*WHAT YOU HAVE TO DO:* Copy out each line that mentions the word "this".

*RECORDED INFORMATION:*
☆ ☆ ☆ ☆

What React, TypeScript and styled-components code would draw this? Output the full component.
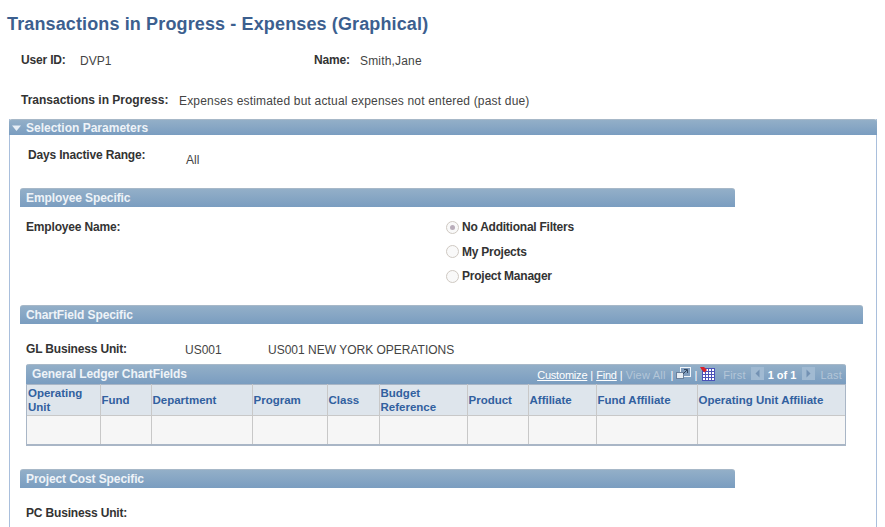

☆ ☆ ☆ ☆

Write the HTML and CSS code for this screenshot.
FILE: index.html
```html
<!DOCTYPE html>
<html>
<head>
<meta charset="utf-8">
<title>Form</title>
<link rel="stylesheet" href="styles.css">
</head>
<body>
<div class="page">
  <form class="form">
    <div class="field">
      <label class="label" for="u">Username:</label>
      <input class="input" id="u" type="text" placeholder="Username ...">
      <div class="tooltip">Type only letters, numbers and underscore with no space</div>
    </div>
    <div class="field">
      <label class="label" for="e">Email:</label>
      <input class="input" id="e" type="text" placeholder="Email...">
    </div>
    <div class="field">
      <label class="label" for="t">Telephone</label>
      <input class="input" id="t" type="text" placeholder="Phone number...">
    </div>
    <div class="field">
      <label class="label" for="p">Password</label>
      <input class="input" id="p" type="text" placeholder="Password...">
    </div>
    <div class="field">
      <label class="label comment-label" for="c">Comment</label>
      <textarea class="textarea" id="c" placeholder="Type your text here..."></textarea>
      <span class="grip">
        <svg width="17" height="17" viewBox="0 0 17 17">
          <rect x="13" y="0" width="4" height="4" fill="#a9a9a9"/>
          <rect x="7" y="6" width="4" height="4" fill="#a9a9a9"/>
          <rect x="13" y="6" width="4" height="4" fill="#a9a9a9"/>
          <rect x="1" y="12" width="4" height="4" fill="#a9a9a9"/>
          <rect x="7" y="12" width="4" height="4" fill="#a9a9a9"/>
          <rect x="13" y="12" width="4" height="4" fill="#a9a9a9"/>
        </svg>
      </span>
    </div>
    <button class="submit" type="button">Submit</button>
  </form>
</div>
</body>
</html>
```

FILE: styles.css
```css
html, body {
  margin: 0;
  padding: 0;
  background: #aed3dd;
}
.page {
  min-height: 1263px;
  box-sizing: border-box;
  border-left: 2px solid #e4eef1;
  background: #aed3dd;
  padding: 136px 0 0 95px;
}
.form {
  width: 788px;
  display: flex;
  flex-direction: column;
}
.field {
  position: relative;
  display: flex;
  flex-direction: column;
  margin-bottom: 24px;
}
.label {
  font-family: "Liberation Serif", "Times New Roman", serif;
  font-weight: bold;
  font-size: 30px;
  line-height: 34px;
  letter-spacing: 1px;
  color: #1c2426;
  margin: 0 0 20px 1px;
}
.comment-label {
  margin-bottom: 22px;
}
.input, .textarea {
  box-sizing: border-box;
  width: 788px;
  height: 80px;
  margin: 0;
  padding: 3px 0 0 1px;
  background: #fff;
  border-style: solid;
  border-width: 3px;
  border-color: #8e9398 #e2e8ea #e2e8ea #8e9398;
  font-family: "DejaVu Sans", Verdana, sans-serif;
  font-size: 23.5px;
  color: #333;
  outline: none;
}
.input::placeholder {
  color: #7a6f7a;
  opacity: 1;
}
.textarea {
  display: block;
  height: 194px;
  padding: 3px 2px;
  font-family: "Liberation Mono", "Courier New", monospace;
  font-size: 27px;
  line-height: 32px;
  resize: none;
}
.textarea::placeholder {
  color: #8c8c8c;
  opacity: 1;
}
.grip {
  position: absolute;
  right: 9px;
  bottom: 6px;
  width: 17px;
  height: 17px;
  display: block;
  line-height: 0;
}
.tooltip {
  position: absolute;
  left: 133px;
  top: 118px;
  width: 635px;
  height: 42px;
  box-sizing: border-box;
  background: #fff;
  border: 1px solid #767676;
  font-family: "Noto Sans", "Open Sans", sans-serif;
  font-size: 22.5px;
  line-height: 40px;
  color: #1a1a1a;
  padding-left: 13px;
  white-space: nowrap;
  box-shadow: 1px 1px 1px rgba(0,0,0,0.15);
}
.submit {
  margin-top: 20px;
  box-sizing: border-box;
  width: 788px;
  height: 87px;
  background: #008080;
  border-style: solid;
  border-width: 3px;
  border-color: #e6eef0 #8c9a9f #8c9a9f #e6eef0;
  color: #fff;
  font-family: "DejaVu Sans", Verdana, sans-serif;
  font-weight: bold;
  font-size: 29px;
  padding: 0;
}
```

☆ ☆ ☆ ☆

*TASK RESPONSE:*
What React, TypeScript and styled-components code would draw this? Output the full component.
Write the HTML and CSS code for this screenshot.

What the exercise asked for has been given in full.